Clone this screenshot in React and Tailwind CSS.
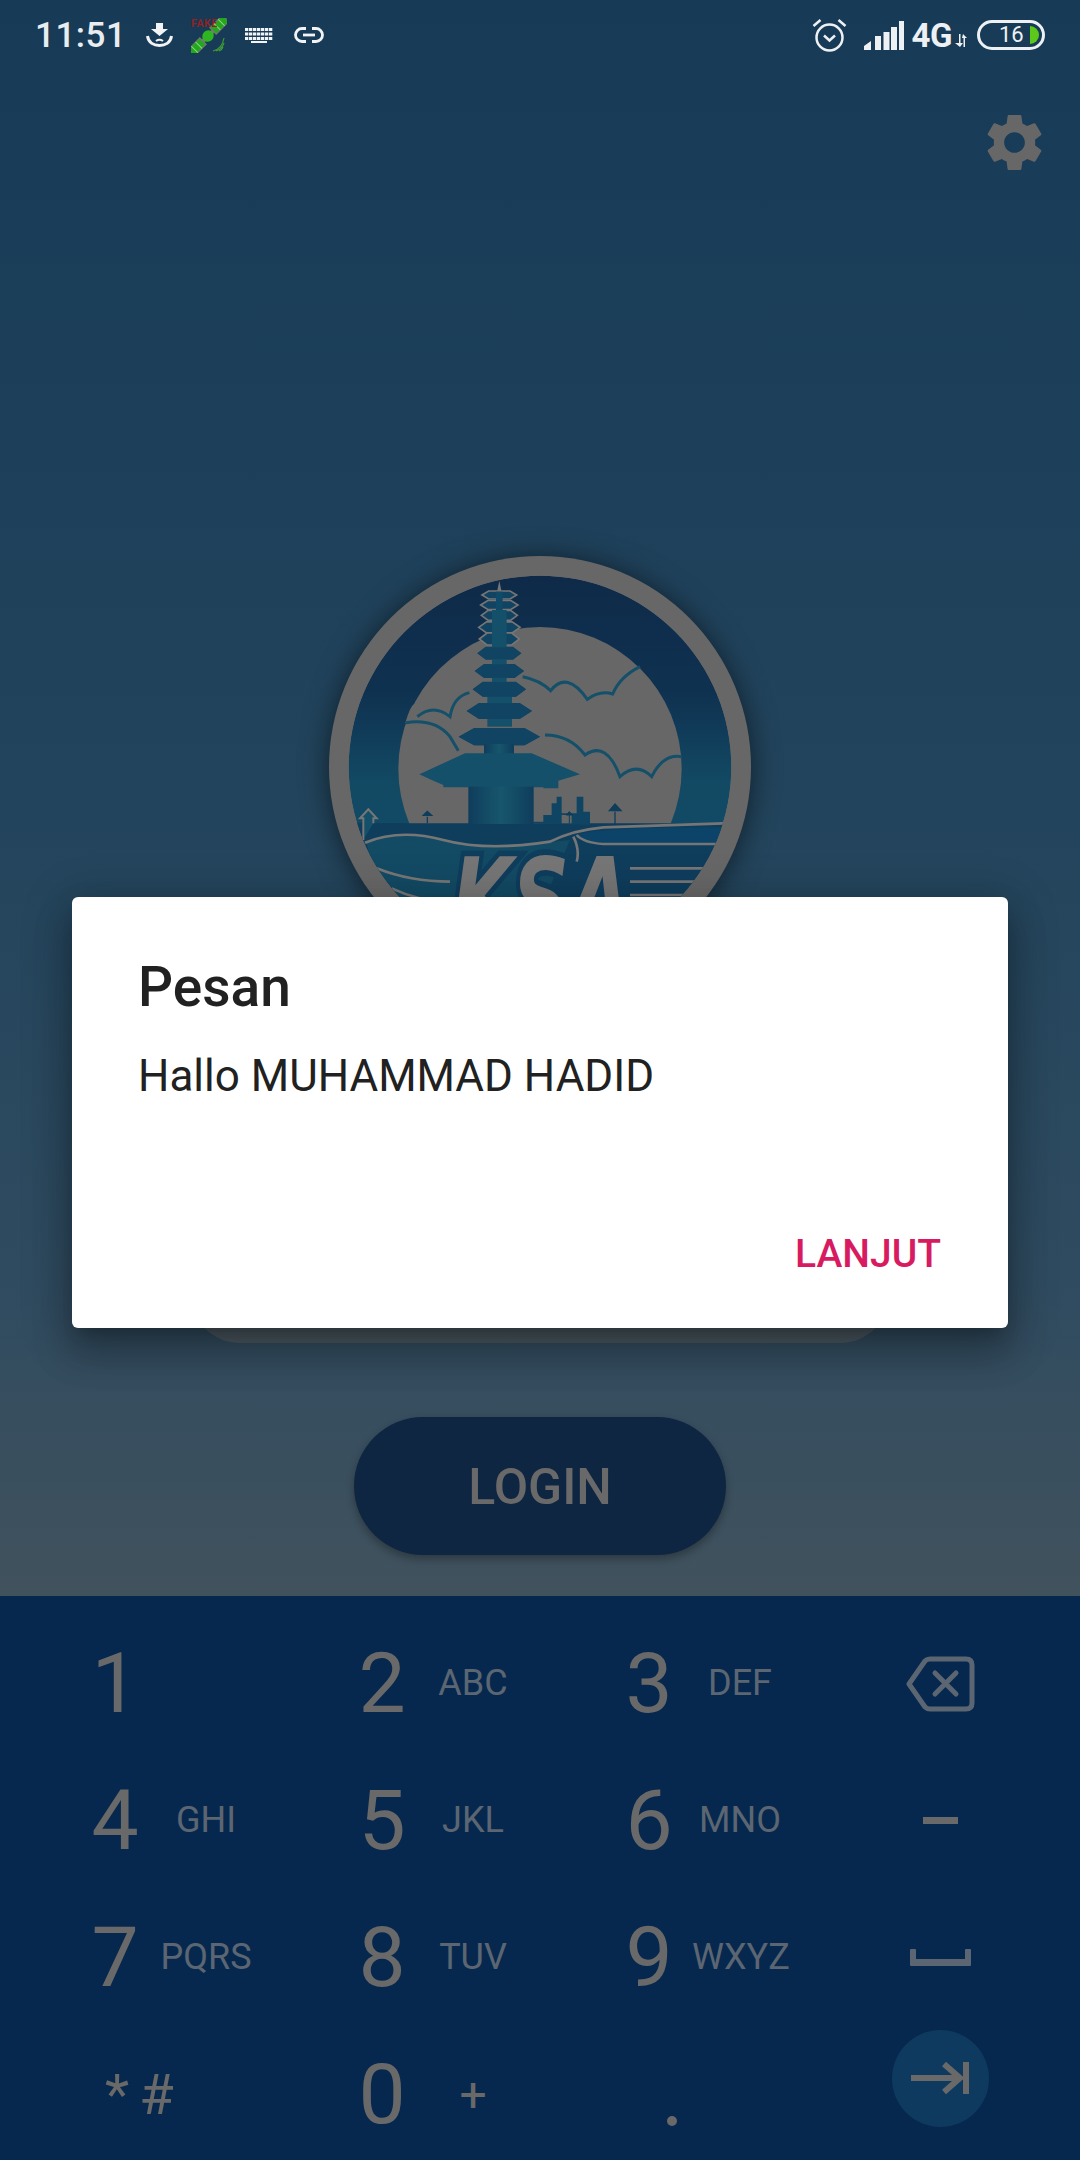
import React from "react";

const GEAR =
  "M19.14 12.94c.04-.3.06-.61.06-.94 0-.32-.02-.64-.07-.94l2.03-1.58c.18-.14.23-.41.12-.61l-1.92-3.32c-.12-.22-.37-.29-.59-.22l-2.39.96c-.5-.38-1.03-.7-1.62-.94l-.36-2.54c-.04-.24-.24-.41-.48-.41h-3.84c-.24 0-.43.17-.47.41l-.36 2.54c-.59.24-1.13.57-1.62.94l-2.39-.96c-.22-.08-.47 0-.59.22L2.74 8.87c-.12.21-.08.47.12.61l2.03 1.58c-.05.3-.09.63-.09.94s.02.64.07.94l-2.03 1.58c-.18.14-.23.41-.12.61l1.92 3.32c.12.22.37.29.59.22l2.39-.96c.5.38 1.03.7 1.62.94l.36 2.54c.05.24.24.41.48.41h3.84c.24 0 .44-.17.47-.41l.36-2.54c.59-.24 1.13-.56 1.62-.94l2.39.96c.22.08.47 0 .59-.22l1.92-3.32c.12-.22.07-.47-.12-.61l-2.01-1.58zM12 15.6c-1.98 0-3.6-1.62-3.6-3.6s1.62-3.6 3.6-3.6 3.6 1.62 3.6 3.6-1.62 3.6-3.6 3.6z";

const TIERS = [
  [165, 52],
  [195, 56],
  [226, 54],
  [262, 62],
  [297, 60],
  [340, 66],
  [393, 74],
  [448, 80],
  [513, 98],
  [590, 122],
];

function DownloadIcon() {
  return (
    <svg width="27" height="24" viewBox="0 0 27 24" className="ml-[20px]">
      <path d="M10 0h7v6h5l-8.500 7L5 6h5z" fill="#f1f3f5" />
      <path d="M1.500 13C2.500 20 8 22.500 13.500 22.500S24.500 20 25.500 13" fill="none" stroke="#f1f3f5" strokeWidth="3" />
      <path d="M10 18q3.500-2.500 7 0" fill="none" stroke="#f1f3f5" strokeWidth="2" />
    </svg>
  );
}

function FakeGpsIcon() {
  return (
    <svg width="36" height="35" viewBox="0 0 36 35" className="ml-[18px]">
      <g transform="rotate(-45 17 18)">
        <rect x="-8" y="13.500" width="18" height="9" fill="#23a81c" stroke="#777" strokeWidth="1" />
        <rect x="24" y="13.500" width="18" height="9" fill="#23a81c" stroke="#777" strokeWidth="1" />
        <path d="M-2 13.500v9M4 13.500v9M30 13.500v9M36 13.500v9" stroke="#8fd98a" strokeWidth="1" />
        <rect x="9" y="16" width="16" height="4" fill="#777" />
        <ellipse cx="17" cy="18" rx="6" ry="5.500" fill="#2fb522" />
      </g>
      <text x="0" y="9" fontSize="10.500" fontWeight="700" letterSpacing="0.600" fill="#8f2222">
        FAKE
      </text>
      <path d="M22 33q9-2 11-13M25 33q6-2 8-8M28 33q3-1 4-4" fill="none" stroke="#3f9a35" strokeWidth="1.200" />
    </svg>
  );
}

function KeyboardIcon() {
  const rows = [0, 4.500, 9];
  return (
    <svg width="28" height="15" viewBox="0 0 28 15" className="ml-[18px]" fill="#f1f3f5">
      {rows.map((y) =>
        [0, 4, 8, 12, 16, 20, 24].map((x) => <rect key={`${x}-${y}`} x={x} y={y} width="3.300" height="3" />)
      )}
      <rect x="6" y="13" width="16" height="2" />
    </svg>
  );
}

function LinkIcon() {
  return (
    <svg width="30" height="16" viewBox="0 0 30 16" className="ml-[21px]" fill="none" stroke="#f1f3f5" strokeWidth="2.800">
      <path d="M12 1.500H8a6.500 6.500 0 0 0 0 13h4" />
      <path d="M18 1.500h4a6.500 6.500 0 0 1 0 13h-4" />
      <path d="M9 8h12" />
    </svg>
  );
}

function AlarmIcon() {
  return (
    <svg width="35" height="34" viewBox="0 0 35 34" fill="none" stroke="#eef1f3" strokeWidth="2.500">
      <circle cx="17.500" cy="19.500" r="13" />
      <path d="M12 17.500l5.500 5 5.500-5" />
      <path d="M1.500 8L8.500 2M26.500 2l7 6" />
    </svg>
  );
}

function SignalIcon() {
  return (
    <svg width="40" height="29" viewBox="0 0 40 29" className="ml-[17px]" fill="#eef1f3">
      <path d="M0 29v-4l7-5v9z" />
      <rect x="11" y="15" width="6" height="14" />
      <rect x="19.500" y="11" width="6" height="18" />
      <rect x="27" y="6" width="6" height="23" />
      <rect x="35" y="0" width="5" height="29" />
    </svg>
  );
}

function TrafficIcon() {
  return (
    <svg width="13" height="13" viewBox="0 0 13 13" className="ml-[3px] mt-[10px]" fill="#eef1f3">
      <path d="M4 0h1.500v9H8l-3 4-5-4h4zM8 0l4 4h-2v9H8.500V4H7z" />
    </svg>
  );
}

function StatusBar() {
  return (
    <div className="flex h-[70px] items-center justify-between pl-[35px] pr-[35px]">
      <div className="flex items-center">
        <span className="text-[35px] font-medium leading-none tracking-[0.5px] text-[#e9edf0]">11:51</span>
        <DownloadIcon />
        <FakeGpsIcon />
        <KeyboardIcon />
        <LinkIcon />
      </div>
      <div className="flex items-center">
        <AlarmIcon />
        <SignalIcon />
        <span className="ml-[8px] text-[33px] font-bold leading-none tracking-[-0.5px] text-[#eef1f3]">4G</span>
        <TrafficIcon />
        <div className="ml-[9px] flex h-[30px] w-[68px] items-center rounded-full border-[3px] border-[#eef1f3] pl-[19px]">
          <span className="text-[22px] leading-none text-[#eef1f3]">16</span>
          <span className="ml-[6px] h-[18px] w-[9px] shrink-0 rounded-r-full bg-[#5cc81a]" />
        </div>
      </div>
    </div>
  );
}

function Logo() {
  return (
    <svg
      width="460"
      height="440"
      viewBox="0 0 1380 1320"
      className="mx-auto drop-shadow-[0_2px_14px_rgba(0,0,0,0.55)]"
    >
      <defs>
        <linearGradient id="sky" x1="0" y1="0" x2="0" y2="1">
          <stop offset="0" stopColor="#0f2a49" />
          <stop offset="0.3" stopColor="#0f3150" />
          <stop offset="0.55" stopColor="#124a64" />
          <stop offset="1" stopColor="#0f4a68" />
        </linearGradient>
        <linearGradient id="tower" x1="0" y1="0" x2="1" y2="0">
          <stop offset="0" stopColor="#0f3d5c" />
          <stop offset="0.5" stopColor="#17566c" />
          <stop offset="1" stopColor="#0f3d5c" />
        </linearGradient>
        <clipPath id="disc">
          <circle cx="690" cy="681" r="574" />
        </clipPath>
      </defs>
      <circle cx="690" cy="681" r="633" fill="#676767" />
      <g clipPath="url(#disc)">
        <circle cx="690" cy="681" r="574" fill="url(#sky)" />
        <circle cx="690" cy="686" r="425" fill="#676767" />
        {/* clouds */}
        <path d="M286 548Q300 500 312 492L345 520 440 470 480 460 480 640 440 632Z" fill="#676767" />
        <path
          d="M288 548Q375 535 420 590L445 632M322 530Q370 490 420 530Q430 470 478 458"
          fill="none"
          stroke="#14506a"
          strokeWidth="9"
        />
        <path
          d="M638 410Q690 420 722 452Q770 390 832 478Q870 450 908 462Q930 410 990 380"
          fill="none"
          stroke="#14506a"
          strokeWidth="9"
        />
        <path
          d="M705 585Q780 585 825 645Q890 600 930 710Q980 665 1025 710Q1060 640 1115 650"
          fill="none"
          stroke="#14506a"
          strokeWidth="9"
        />
        {/* ground */}
        <path d="M190 850L840 850 1240 850 1240 1320 140 1320 140 850Z" fill="#0f3d5c" />
        <path d="M800 885Q860 862 1240 862V908H880Q820 908 800 885Z" fill="#0b4468" />
        <path d="M165 910Q190 900 170 1320H600L780 900Q500 930 380 895Q260 870 165 910Z" fill="#134a64" />
        <path
          d="M165 908Q270 865 400 900T720 905Q790 870 880 862L1240 850M800 885Q820 908 880 912H1220M790 890Q810 930 800 965M960 985L1190 985M200 985Q300 1025 420 1025M960 1025L1170 1025M245 1045Q320 1080 420 1090M960 1065L1150 1065"
          fill="none"
          stroke="#767676"
          strokeWidth="8"
        />
        {/* silhouette on the horizon */}
        <path d="M160 900V835L150 835 175 808 200 835 190 835V850" fill="#14506a" stroke="#767676" strokeWidth="6" />
        <path d="M352 850V830M340 826L352 814 365 826Z" fill="#0f3d5c" stroke="#0f3d5c" strokeWidth="4" />
        <path d="M915 855V815M898 812L915 792 933 812Z" fill="#0f3d5c" stroke="#0f3d5c" strokeWidth="4" />
        <path d="M670 850V845H700V825H725V790H740V770H755V820H800V770H820V815H840V855Z" fill="#0f4462" />
        <path d="M755 825H785V850H755Z" fill="#676767" />
        <path d="M778 850V825M768 825L778 815 788 825Z" fill="#0f3d5c" stroke="#0f3d5c" strokeWidth="3" />
        {/* temple */}
        <path d="M568 122L578 170H558Z" fill="#767676" />
        {TIERS.map(([y, w], i) => (
          <path
            key={y}
            d={`M${568 - w} ${y}L${568 - w * 0.62} ${y - 12 - i * 1.500}H${568 + w * 0.62}L${568 + w} ${y}L${568 + w * 0.62} ${y + 12 + i * 1.500}H${568 - w * 0.62}Z`}
            fill="#114462"
            stroke={i < 5 ? "#767676" : "none"}
            strokeWidth="5"
          />
        ))}
        <rect x="558" y="155" width="20" height="60" fill="#0f4a68" />
        <rect x="546" y="210" width="44" height="220" fill="#14506a" />
        <rect x="532" y="430" width="74" height="130" fill="#14506a" />
        {TIERS.slice(5).map(([y, w], i) => (
          <path
            key={y}
            d={`M${568 - w} ${y}L${568 - w * 0.62} ${y - 18 - i * 2}H${568 + w * 0.62}L${568 + w} ${y}L${568 + w * 0.62} ${y + 18 + i * 2}H${568 - w * 0.62}Z`}
            fill="#114462"
          />
        ))}
        <rect x="522" y="612" width="90" height="40" fill="url(#tower)" />
        <path d="M328 703L465 640H665L810 703L745 722V745H700V742H445V742H400V735L370 722Z" fill="#14506a" />
        <rect x="475" y="740" width="196" height="112" fill="url(#tower)" />
        {/* KSA badge */}
        <text
          x="425"
          y="1190"
          textLength="535"
          lengthAdjust="spacingAndGlyphs"
          fontFamily="DejaVu Sans, sans-serif"
          fontWeight="700"
          fontStyle="italic"
          fontSize="330"
          fill="#767676"
          stroke="#0f3d5c"
          strokeWidth="34"
          paintOrder="stroke"
        >
          KSA
        </text>
      </g>
    </svg>
  );
}

function Digit({ n, label }) {
  return (
    <div className="flex items-center">
      <span className="w-[86px] text-center text-[84px] leading-none text-[#696969]">{n}</span>
      <span className="w-[96px] pb-[2px] text-center text-[36px] leading-none text-[#5b6672]">{label}</span>
    </div>
  );
}

function Backspace() {
  return (
    <svg width="69" height="56" viewBox="0 0 69 56" fill="none" stroke="#5b6672" strokeWidth="5" strokeLinejoin="round" strokeLinecap="round">
      <path d="M3 28L19 5Q21 3 24 3H60Q66 3 66 9V47Q66 53 60 53H24Q21 53 19 51Z" />
      <path d="M29 17L50 38M50 17L29 38" />
    </svg>
  );
}

function Keypad() {
  return (
    <div className="grid h-[564px] grid-cols-[267px_267px_267px_134px] grid-rows-[137px_137px_137px_137px] bg-[#07284e] pl-[72px] pt-[19px]">
      <Digit n="1" />
      <Digit n="2" label="ABC" />
      <Digit n="3" label="DEF" />
      <div className="flex items-center justify-center">
        <Backspace />
      </div>

      <Digit n="4" label="GHI" />
      <Digit n="5" label="JKL" />
      <Digit n="6" label="MNO" />
      <div className="flex items-center justify-center">
        <div className="h-[7px] w-[35px] bg-[#696969]" />
      </div>

      <Digit n="7" label="PQRS" />
      <Digit n="8" label="TUV" />
      <Digit n="9" label="WXYZ" />
      <div className="flex items-center justify-center">
        <svg width="61" height="17" viewBox="0 0 61 17" fill="#5b6672">
          <path d="M0 1q0-1 1-1h4q1 0 1 1v9h49V1q0-1 1-1h4q1 0 1 1v15q0 1-1 1H1q-1 0-1-1z" />
        </svg>
      </div>

      <div className="flex items-center pl-[33px] text-[56px] leading-none text-[#696969]">
        <span>*</span>
        <span className="ml-[10px]">#</span>
      </div>
      <div className="flex items-center">
        <span className="w-[86px] text-center text-[84px] leading-none text-[#696969]">0</span>
        <span className="w-[96px] text-center text-[48px] leading-none text-[#696969]">+</span>
      </div>
      <div className="flex items-center pl-[61px] pt-[52px]">
        <span className="h-[10px] w-[10px] rounded-full bg-[#696969]" />
      </div>
      <div className="flex items-center justify-center pb-[33px]">
        <div className="flex h-[97px] w-[97px] items-center justify-center rounded-full bg-[#0e3a5f]">
          <svg width="58" height="32" viewBox="0 0 58 32" fill="none" stroke="#696969" strokeWidth="6">
            <path d="M0 16H48M33 2L49 16L33 30" />
            <path d="M55 0V32" />
          </svg>
        </div>
      </div>
    </div>
  );
}

function MessageDialog() {
  return (
    <div className="absolute left-[72px] top-[897px] flex h-[431px] w-[936px] flex-col rounded-[6px] bg-white pb-[54px] pl-[66px] pr-[67px] pt-[58px] shadow-[0_24px_38px_3px_rgba(0,0,0,0.2),0_9px_46px_8px_rgba(0,0,0,0.18),0_11px_15px_-7px_rgba(0,0,0,0.2)]">
      <h2 className="text-[55px] font-medium leading-[64px] text-[#212121]">Pesan</h2>
      <p className="mt-[27px] text-[44px] leading-[60px] text-[#212121]">Hallo MUHAMMAD HADID</p>
      <button className="ml-auto mt-auto text-[39px] font-medium leading-[40px] text-[#d81b60]">LANJUT</button>
    </div>
  );
}

export default function App() {
  return (
    <div className="relative h-[2160px] w-[1080px] overflow-hidden font-[Roboto,sans-serif]">
      <div className="h-[1596px] bg-[linear-gradient(to_bottom,#173a57_0%,#22445c_50%,#2f4b60_80%,#41525d_100%)]">
        <StatusBar />
        <div className="mt-[38px] flex justify-end pr-[31px]">
          <svg width="69" height="69" viewBox="0 0 24 24" fill="#676767">
            <path d={GEAR} />
          </svg>
        </div>
        <div className="mt-[363px]">
          <Logo />
        </div>
        <div className="mx-auto mt-[233px] h-[130px] w-[700px] rounded-[50px] bg-[#4c5a62]" />
        <div className="mx-auto mt-[74px] flex h-[138px] w-[372px] items-center justify-center rounded-full bg-[#0f2642] pt-[3px] text-[50px] font-medium text-[#696969] shadow-[0_4px_8px_rgba(0,0,0,0.3)]">
          LOGIN
        </div>
      </div>
      <Keypad />
      <MessageDialog />
    </div>
  );
}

□ □ □ □

_Written request_:
Only the lines from the top of the data through the line with "import React from" should be quoted, exactly and with both ends kept; skip the pictures.

_Solution for this exercise_:
Clone this screenshot in React and Tailwind CSS.
import React from "react";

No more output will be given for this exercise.